Récit de la course : Grand Raid 56 - Golfe du Morbihan 2011, par david a

L'auteur : david a

La course : Grand Raid 56 - Golfe du Morbihan

Date : 24/6/2011

Lieu : Vannes (Morbihan)

Affichage : 3505 vues

Distance : 177km

Matos : scott aztec

Objectif : Terminer

2 commentaires

Partager :

85 autres récits :

Le récit

Voilà mon CR de l'ultra marin. Il est long et sans images, désolé ! Merci à ceux qui auront le courage de s'y frotter ...

 A retrouver aussi sur mon blog : http://captrail.blogspot.com/

Et bien voilà, le premier objectif de la saison est terminé ... Comment ? quel temps ? Es tu arrivé jusqu'au bout ? Patience ...

Etant novice sur la distance, mon premier réflexe lorsque je me suis inscrit en novembre, fut de chercher sur internet différents plans d'entraînement. Un petit coup sur le site de Bruno Heubi, un autre sur l'improbable blog de zeb et quelques allers retours sur d'autres forums m'ont laissé quelque peu perplexe . En effet les entraînements proposés correspondaient à ce que je faisais déjà dans une semaine classique de préparation !
J'allais donc devoir me débrouiller pour monter un plan qui allait me permettre de boucler cette interminable aventure.
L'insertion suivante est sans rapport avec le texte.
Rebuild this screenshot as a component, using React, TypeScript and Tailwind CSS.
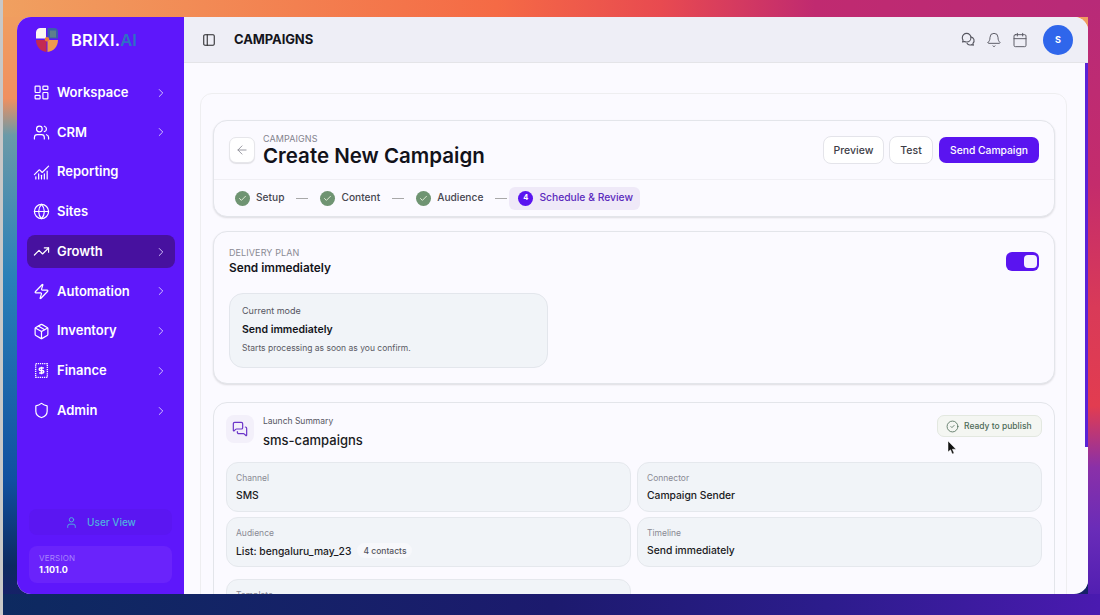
import {
  ArrowLeft,
  Bell,
  Calendar,
  ChartNoAxesCombined,
  Check,
  ChevronRight,
  CircleCheck,
  Globe,
  LayoutDashboard,
  MessagesSquare,
  Package,
  PanelLeft,
  Shield,
  TrendingUp,
  User,
  Users,
  Zap,
} from 'lucide-react';

function FinanceIcon({ className }: { className?: string }) {
  return (
    <svg viewBox="0 0 16 16" fill="none" stroke="currentColor" strokeWidth="1.3" className={className}>
      <rect x="2.5" y="1.5" width="11" height="13" strokeDasharray="1.2 0.8" />
      <path d="M10.2 5.6H7a1.2 1.2 0 0 0 0 2.4h2a1.2 1.2 0 0 1 0 2.4H5.8M8 4.4v7.2" />
    </svg>
  );
}

function ChatIcon({ className }: { className?: string }) {
  return (
    <svg viewBox="0 0 16 16" fill="none" stroke="currentColor" strokeWidth="1.2" strokeLinejoin="round" className={className}>
      <path d="M6 1.500a4.600 4.600 0 0 0-4.600 4.600c0 1 .3 1.900.8 2.600l-.5 2 2.100-.5a4.600 4.600 0 0 0 2.200.5A4.600 4.600 0 1 0 6 1.500z" />
      <path d="M10.400 5.200a4 4 0 0 1 2.300 6.900l.5 2-2-.6a4 4 0 0 1-5-1.700" />
    </svg>
  );
}

function Logo() {
  return (
    <svg viewBox="0 0 24 26" className="w-[24px] h-[26px]">
      <path d="M1 5.500A4.500 4.500 0 0 1 5.500 1H11v10.500H1z" fill="#fdf7f2" />
      <path d="M12.500 1H19a4 4 0 0 1 4 4v6.500H12.500z" fill="#3a5fa8" />
      <path d="M15 3.500h6v7h-6z" fill="#5d7f8c" />
      <path d="M1 13h10.500v12C5.500 24.500 1 19.500 1 13z" fill="#c32a52" />
      <path d="M12.500 13H23c0 6.500-4.500 11.500-10.500 12z" fill="#ee9a4d" />
      <circle cx="12" cy="12.200" r="2.200" fill="#ee7a3a" />
    </svg>
  );
}

const navItems = [
  { label: 'Workspace', icon: LayoutDashboard, arrow: true },
  { label: 'CRM', icon: Users, arrow: true },
  { label: 'Reporting', icon: ChartNoAxesCombined, arrow: false },
  { label: 'Sites', icon: Globe, arrow: false },
  { label: 'Growth', icon: TrendingUp, arrow: true, active: true },
  { label: 'Automation', icon: Zap, arrow: true },
  { label: 'Inventory', icon: Package, arrow: true },
  { label: 'Finance', icon: FinanceIcon, arrow: true },
  { label: 'Admin', icon: Shield, arrow: true },
];

function Sidebar() {
  return (
    <aside className="w-[167px] shrink-0 bg-[#5e17fb] flex flex-col text-white">
      <div className="h-[45px] flex items-center pl-[18px] pt-[1px] gap-[12px]">
        <Logo />
        <span className="text-[16.500px] font-semibold tracking-[0.2px]">
          BRIXI.<span className="text-[#2f6fc4]">AI</span>
        </span>
      </div>
      <nav className="mt-[14px] flex flex-col gap-[6.750px] pl-[10px] pr-[9px]">
        {navItems.map((item) => (
          <div
            key={item.label}
            className={`h-[33px] flex items-center pl-[6px] pr-[7px] rounded-[8px] ${item.active ? 'bg-[#47119f]' : ''}`}
          >
            <item.icon className="w-[17px] h-[17px]" strokeWidth={1.7} />
            <span className="ml-[7px] text-[13px] font-semibold flex-1">{item.label}</span>
            {item.arrow && <ChevronRight className="w-[14px] h-[14px] text-[#d9c9ff]" strokeWidth={1.6} />}
          </div>
        ))}
      </nav>
      <div className="mt-auto px-[12px] pb-[11px]">
        <div className="h-[26px] flex items-center justify-center gap-[9px] rounded-[8px] bg-[#5b16f2] text-[#4fb0e0] text-[10px] font-medium">
          <User className="w-[13px] h-[13px]" strokeWidth={1.8} />
          <span>User View</span>
        </div>
        <div className="mt-[11px] h-[37px] rounded-[8px] bg-[#6a23fb] pl-[10px] flex flex-col justify-center">
          <span className="text-[8px] leading-[11px] text-[#a884fb] tracking-[0.2px]">VERSION</span>
          <span className="text-[9px] leading-[12px] font-bold">1.101.0</span>
        </div>
      </div>
    </aside>
  );
}

function TopBar() {
  return (
    <header className="h-[46px] shrink-0 bg-[#eeeef6] border-b border-[#e4e4e8] flex items-center pl-[18px] pr-[15px]">
      <PanelLeft className="w-[14px] h-[14px] text-[#27272a]" strokeWidth={1.8} />
      <h1 className="ml-[18px] text-[13px] font-bold text-[#15151c] tracking-[-0.1px]">CAMPAIGNS</h1>
      <div className="ml-auto flex items-center text-[#55555f]">
        <ChatIcon className="w-[15px] h-[15px]" />
        <Bell className="ml-[10px] w-[16px] h-[16px]" strokeWidth={1.4} />
        <Calendar className="ml-[10px] w-[16px] h-[16px]" strokeWidth={1.4} />
        <div className="ml-[15px] w-[30px] h-[30px] rounded-full bg-[#2f66eb] flex items-center justify-center text-white text-[9px] font-bold">
          S
        </div>
      </div>
    </header>
  );
}

function Step({ label }: { label: string }) {
  return (
    <>
      <span className="w-[15px] h-[15px] rounded-full bg-[#6f9472] flex items-center justify-center">
        <Check className="w-[9px] h-[9px] text-[#e6f0dc]" strokeWidth={2.5} />
      </span>
      <span className="ml-[6px] text-[10.200px] font-medium text-[#46464f]">{label}</span>
      <span className="mx-[12px] w-[12px] h-[1px] bg-[#a8a8a8]" />
    </>
  );
}

function HeaderCard() {
  return (
    <section className="rounded-[14px] border border-[#e3e5ea] bg-[#fbfaff] shadow-[0_1px_2px_rgba(0,0,0,0.12)]">
      <div className="h-[59px] flex items-center pl-[15px] pr-[15px] border-b border-[#f0eff4]">
        <button className="w-[26px] h-[26px] rounded-[7px] border border-[#e6e6ea] bg-white shadow-[0_1px_1px_rgba(0,0,0,0.1)] flex items-center justify-center text-[#8d8d96]">
          <ArrowLeft className="w-[14px] h-[14px]" strokeWidth={1.5} />
        </button>
        <div className="ml-[8px] pt-[1px]">
          <div className="text-[9px] leading-[11px] text-[#83838d] tracking-[0.1px]">CAMPAIGNS</div>
          <div className="text-[20.500px] leading-[24px] font-semibold text-[#12121a]">Create New Campaign</div>
        </div>
        <div className="ml-auto flex items-center gap-[5px]">
          <button className="h-[28px] w-[61px] pt-[1px] rounded-[8px] border border-[#e4e4ea] bg-white text-[10.500px] font-medium text-[#3d3d47]">Preview</button>
          <button className="h-[28px] w-[44px] pt-[1px] rounded-[8px] border border-[#e4e4ea] bg-white text-[10.500px] font-medium text-[#3d3d47]">Test</button>
          <button className="h-[26px] w-[100px] ml-[1px] pt-[1px] rounded-[7px] bg-[#5a14f0] text-[10.300px] font-medium text-white">Send Campaign</button>
        </div>
      </div>
      <div className="h-[36px] flex items-center pl-[21px]">
        <Step label="Setup" />
        <Step label="Content" />
        <Step label="Audience" />
        <div className="-ml-[10px] h-[23px] w-[131px] rounded-[6px] bg-[#efe9f8] flex items-center pl-[9px]">
          <span className="w-[15px] h-[15px] rounded-full bg-[#5a14f0] text-white text-[7.500px] font-bold flex items-center justify-center">4</span>
          <span className="ml-[6px] text-[10.300px] font-medium text-[#5b2bbd]">Schedule &amp; Review</span>
        </div>
      </div>
    </section>
  );
}

function DeliveryCard() {
  return (
    <section className="mt-[14px] h-[153px] rounded-[14px] border border-[#e3e5ea] bg-[#fbfaff] shadow-[0_1px_2px_rgba(0,0,0,0.12)] pt-[15px] pl-[15px] pr-[15px]">
      <div className="flex justify-between">
        <div>
          <div className="text-[9px] leading-[12px] text-[#8a8a94] tracking-[0.1px]">DELIVERY PLAN</div>
          <div className="mt-[2px] text-[11.800px] leading-[15px] font-semibold text-[#14141b]">Send immediately</div>
        </div>
        <div className="mt-[5px] w-[33px] h-[19px] rounded-[6px] bg-[#5a14f0] flex items-center justify-end pr-[2px]">
          <span className="w-[13px] h-[13px] rounded-[4px] bg-[#f6f3ff]" />
        </div>
      </div>
      <div className="mt-[17px] w-[319px] h-[75px] rounded-[14px] border border-[#e3e6ec] bg-[#f1f4f8] pl-[12px] pt-[11px]">
        <div className="text-[9px] leading-[12px] text-[#55555f]">Current mode</div>
        <div className="mt-[6px] text-[10.500px] leading-[13px] font-semibold text-[#14141b]">Send immediately</div>
        <div className="mt-[6px] text-[8.500px] leading-[12px] text-[#5a5a64]">Starts processing as soon as you confirm.</div>
      </div>
    </section>
  );
}

function InfoBox({ label, children }: { label: string; children?: React.ReactNode }) {
  return (
    <div className="h-[50px] rounded-[12px] border border-[#e5e8ed] bg-[#f1f4f8] pl-[9px] pt-[10px]">
      <div className="text-[8.500px] leading-[11px] text-[#8a8a94]">{label}</div>
      {children && (
        <div className="mt-[4px] text-[10.300px] leading-[14px] font-medium text-[#1a1a22] flex items-center">{children}</div>
      )}
    </div>
  );
}

function SummaryCard() {
  return (
    <section className="mt-[18px] rounded-t-[14px] border border-[#e3e5ea] bg-[#fbfaff] pt-[12px] px-[12px] pb-[20px]">
      <div className="flex items-start">
        <div className="w-[28px] h-[28px] rounded-[8px] bg-[#f3f0fa] flex items-center justify-center text-[#6b35c9]">
          <MessagesSquare className="w-[16px] h-[16px]" strokeWidth={1.8} />
        </div>
        <div className="ml-[9px]">
          <div className="text-[8.500px] leading-[12px] text-[#55555f]">Launch Summary</div>
          <div className="mt-[4px] text-[13px] leading-[18px] font-medium text-[#1a1a22]">sms-campaigns</div>
        </div>
        <div className="ml-auto w-[105px] h-[22px] rounded-[7px] border border-[#e3e8e0] bg-[#f4f6f2] flex items-center pl-[8px] text-[#4e6b58]">
          <CircleCheck className="w-[13px] h-[13px]" strokeWidth={1.5} />
          <span className="ml-[5px] text-[8.500px] font-medium">Ready to publish</span>
        </div>
      </div>
      <div className="mt-[13px] grid grid-cols-2 gap-x-[6px] gap-y-[5px]">
        <InfoBox label="Channel">SMS</InfoBox>
        <InfoBox label="Connector">Campaign Sender</InfoBox>
        <InfoBox label="Audience">
          List: bengaluru_may_23
          <span className="ml-[6px] h-[15px] px-[6px] rounded-full bg-[#f7f8fb] text-[8.500px] text-[#55555f] flex items-center">4 contacts</span>
        </InfoBox>
        <InfoBox label="Timeline">Send immediately</InfoBox>
      </div>
      <div className="mt-[12px] grid grid-cols-2 gap-[6px]">
        <InfoBox label="Template" />
      </div>
    </section>
  );
}

export default function App() {
  return (
    <div className="relative w-[1100px] h-[615px] overflow-hidden border-l-[3px] border-[#c8c8c8] pl-[14px] pt-[17px] pr-[12px] pb-[21px] font-['Inter',sans-serif] bg-[linear-gradient(to_bottom,#f0a060_0,#f09060_16%,#6a9aa8_22%,#2a80b8_45%,#1050a0_78%,#0d2a60_92%,#1c1a6e_100%)]">
      <div className="absolute inset-x-0 top-0 h-[17px] bg-[linear-gradient(to_right,#f0a060,#f56a45_45%,#e84a50_60%,#c02a70_74%,#b82a78)]" />
      <div className="absolute top-0 bottom-0 right-0 w-[12px] bg-[linear-gradient(to_bottom,#b82a78_0,#c42c6c_30%,#d93a58_50%,#e23c50_66%,#8a30a8_76%,#6a2cb8_86%,#4a1ab0_100%)]" />
      <div className="absolute bottom-0 right-0 left-0 h-[21px] bg-[linear-gradient(to_right,#0d2a60,#1c1a6e_50%,#2c1c8c_75%,#4a1ab0)]" />
      <div className="relative h-[577px] flex rounded-[14px] overflow-hidden bg-[#fbfaff]">
        <Sidebar />
        <div className="flex-1 min-w-0 flex flex-col">
          <TopBar />
          <div className="flex-1 min-h-0 flex">
            <main className="flex-1 min-w-0 overflow-hidden pl-[16px] pr-[18px] pt-[30px]">
              <div className="rounded-t-[12px] border border-[#eeeef0] bg-[#fbfaff] pl-[12px] pr-[11px] pt-[26px]">
                <HeaderCard />
                <DeliveryCard />
                <SummaryCard />
              </div>
            </main>
            <div className="w-[3px] shrink-0 bg-[#fbfaff]">
              <div className="h-[384px] bg-[#5a22d6]" />
            </div>
          </div>
        </div>
      </div>
      {/* mouse pointer */}
      <svg viewBox="0 0 10 14" className="absolute left-[944px] top-[441px] w-[10px] h-[14px]">
        <path d="M1 0v11l2.500-2.200L5.300 13l1.800-.8L5.400 8.200H9z" fill="#111" stroke="#fff" strokeWidth="0.5" />
      </svg>
    </div>
  );
}
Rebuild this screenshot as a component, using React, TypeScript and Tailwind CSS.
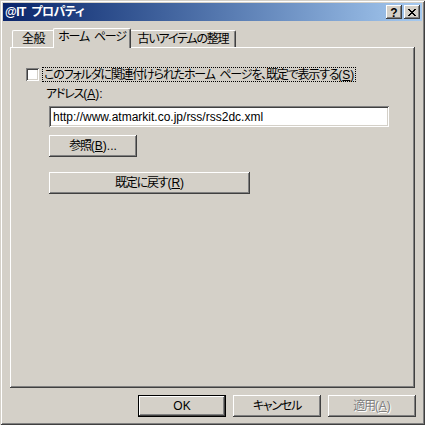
import React from 'react';

const raised =
  'shadow-[inset_-1px_-1px_#404040,inset_1px_1px_#ffffff,inset_-2px_-2px_#808080,inset_2px_2px_#d4d0c8]';
const sunken =
  'shadow-[inset_1px_1px_#808080,inset_-1px_-1px_#ffffff,inset_2px_2px_#404040,inset_-2px_-2px_#d4d0c8]';

// access key like (S) with underline, normal spacing
const Key: React.FC<{ k: string }> = ({ k }) => (
  <span className="tracking-normal">
    (<u>{k}</u>)
  </span>
);

const Btn: React.FC<{ w: string; children: React.ReactNode; def?: boolean; disabled?: boolean }> = ({
  w,
  children,
  def,
  disabled,
}) => (
  <div className={`${w} h-[22px] ${def ? 'border border-black' : ''} bg-[#d4d0c8]`}>
    <div
      className={`w-full h-full flex items-center justify-center ${raised} ${
        disabled ? 'text-[#808080] [text-shadow:1px_1px_0_#ffffff]' : 'text-black'
      }`}
    >
      {children}
    </div>
  </div>
);

const CloseGlyph = () => (
  <svg width="8" height="7" viewBox="0 0 8 7" shapeRendering="crispEdges">
    <rect x="0" y="0" width="2" height="1" />
    <rect x="6" y="0" width="2" height="1" />
    <rect x="1" y="1" width="2" height="1" />
    <rect x="5" y="1" width="2" height="1" />
    <rect x="2" y="2" width="4" height="1" />
    <rect x="3" y="3" width="2" height="1" />
    <rect x="2" y="4" width="4" height="1" />
    <rect x="1" y="5" width="2" height="1" />
    <rect x="5" y="5" width="2" height="1" />
    <rect x="0" y="6" width="2" height="1" />
    <rect x="6" y="6" width="2" height="1" />
  </svg>
);

export default function App() {
  return (
    <div
      className={`w-[425px] h-[425px] bg-[#d4d0c8] p-[3px] flex flex-col text-[12px] leading-[14px] tracking-[-1.2px] text-black font-['Liberation_Sans','Noto_Sans_CJK_JP',sans-serif] [font-feature-settings:'palt'] shadow-[inset_1px_1px_#d4d0c8,inset_-1px_-1px_#404040,inset_2px_2px_#ffffff,inset_-2px_-2px_#808080]`}
    >
      {/* title bar */}
      <div className="h-[18px] flex items-center bg-linear-to-r from-[#0a246a] to-[#a6caf0] pl-[2px] pr-[2px]">
        <span className="text-white font-bold text-[12px] tracking-[-0.5px]">@IT&#x2002;プロパティ</span>
        <div className="ml-auto flex gap-[2px]">
          <div className={`w-[16px] h-[14px] bg-[#d4d0c8] flex items-center justify-center ${raised}`}>
            <span className="font-bold text-[12px] leading-[12px] mt-[1px] tracking-normal">?</span>
          </div>
          <div className={`w-[16px] h-[14px] bg-[#d4d0c8] flex items-center justify-center ${raised}`}>
            <CloseGlyph />
          </div>
        </div>
      </div>

      <div className="flex flex-col px-[7px] pt-[7px]">
        {/* tabs */}
        <div className="flex items-end h-[19px] relative z-10">
          <div className="ml-[2px] w-[41px] h-[17px] border-l border-t border-white rounded-tl-[2px] flex items-center justify-center pl-[1px] tracking-[-0.5px]">
            全般
          </div>
          <div className="w-[78px] h-[20px] -mb-px bg-[#d4d0c8] border-l border-t border-white rounded-t-[2px] border-r border-r-[#404040] shadow-[inset_-1px_0_#808080] flex items-center justify-center pb-[3px]">
            ホーム&#x2002;ページ
          </div>
          <div className="w-[105px] h-[17px] border-t border-white border-r border-r-[#404040] rounded-tr-[2px] shadow-[inset_-1px_0_#808080] flex items-center justify-center">
            古いアイテムの整理
          </div>
        </div>

        {/* panel */}
        <div className="h-[341px] flex flex-col items-start pt-[20px] pl-[16px] shadow-[inset_-1px_-1px_#404040,inset_1px_1px_#ffffff,inset_-2px_-2px_#808080]">
          <div className="h-[15px] flex items-center">
            <div className={`w-[13px] h-[13px] bg-white ${sunken}`} />
            <div className="ml-[3px] h-[15px] flex items-center px-[1px] border border-dotted border-black">
              このフォルダに関連付けられたホーム&#x2002;ページを、既定で表示する<Key k="S" />
            </div>
          </div>
          <div className="mt-[5px] ml-[20px] h-[14px]">
            アドレス<Key k="A" />:
          </div>
          <div className={`mt-[5px] ml-[23px] w-[340px] h-[21px] bg-white flex items-center pl-[4px] tracking-normal ${sunken}`}>
            http://www.atmarkit.co.jp/rss/rss2dc.xml
          </div>
          <div className="mt-[8px] ml-[23px]">
            <Btn w="w-[88px]">
              参照<Key k="B" />
              <span className="tracking-normal">...</span>
            </Btn>
          </div>
          <div className="mt-[15px] ml-[23px]">
            <Btn w="w-[201px]">
              既定に戻す<Key k="R" />
            </Btn>
          </div>
        </div>
      </div>

      {/* bottom buttons */}
      <div className="mt-[7px] flex justify-end gap-[7px] pr-[6px]">
        <Btn w="w-[88px]" def>
          <span className="tracking-normal">OK</span>
        </Btn>
        <Btn w="w-[88px]">キャンセル</Btn>
        <Btn w="w-[88px]" disabled>
          適用<Key k="A" />
        </Btn>
      </div>
    </div>
  );
}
Oui mais voilà, suite à l'origole 2010 , les douleurs au genou gauche reviennent et après 2 mois de pause (pose de semelles, kiné, étirements... tout le tralala !) puis deux mois de reprise avec des séances inférieures à 1 heure, je me sens enfin prêt à rallonger la distance .
Je commence donc 10 semaines où l'objectif sera de courir longtemps à allure régulière avec des jambes déjà fatiguées pour m'habituer mentalement à courir avec de la douleur dans les membres inférieurs.

Et cela fonctionne ! 8 weekends chocs avec enchaînement de 50 bornes le samedi et au moins 30 le dimanche (plus une troisième le vendredi ou le lundi de 16 kms) . Je multiplie les offs, sillonne l'ensemble des GRs ( 3 mois à 412, 480 et 480 kms) et finis ma préparation frais comme un gardon prêt à affronter mon Everest.

Les deux dernières semaines de décompression sont longues, j'ai l'impression de ressentir des douleurs partout, je ne m'approche plus des malades par peur d'attraper une saloperie qui pourrait me priver de cet évènement. Mais, finalement, le jour J arrive et tout va bien . Je pars le vendredi matin pour 7 heures de route en direction de Vannes et j'arrive à 13 heures sur place où je visite le village départ (achat du buff ultramarin) tout en allant retirer mon dossard. Une bénévole me place un bracelet jaune fluo au poignet (indiquant la course que je réalise) et la pression monte ...

Il commence à faire chaud et je vais me placer à l'ombre dans la voiture pour tuer le temps. Je somnole, lis , mange une dernière fois, prépare mes affaires et place enfin le dossard. J'y suis, ça y est , je vais pouvoir me frotter à la bête.

Dans ma tête , tout est clair, je vais essayer de tenir 9 km/h le plus longtemps possible et après ... on avisera ! Je commence à me connaître et j'espère que je saurai repérer les premiers signes de sur régime.Côté alimentation, je décide de manger toutes les heures (banane , chocolat , tuc ... ) et de boire toutes les 10 minutes la nuit et 5 minutes le jour. Voilà la théorie, place à la pratique.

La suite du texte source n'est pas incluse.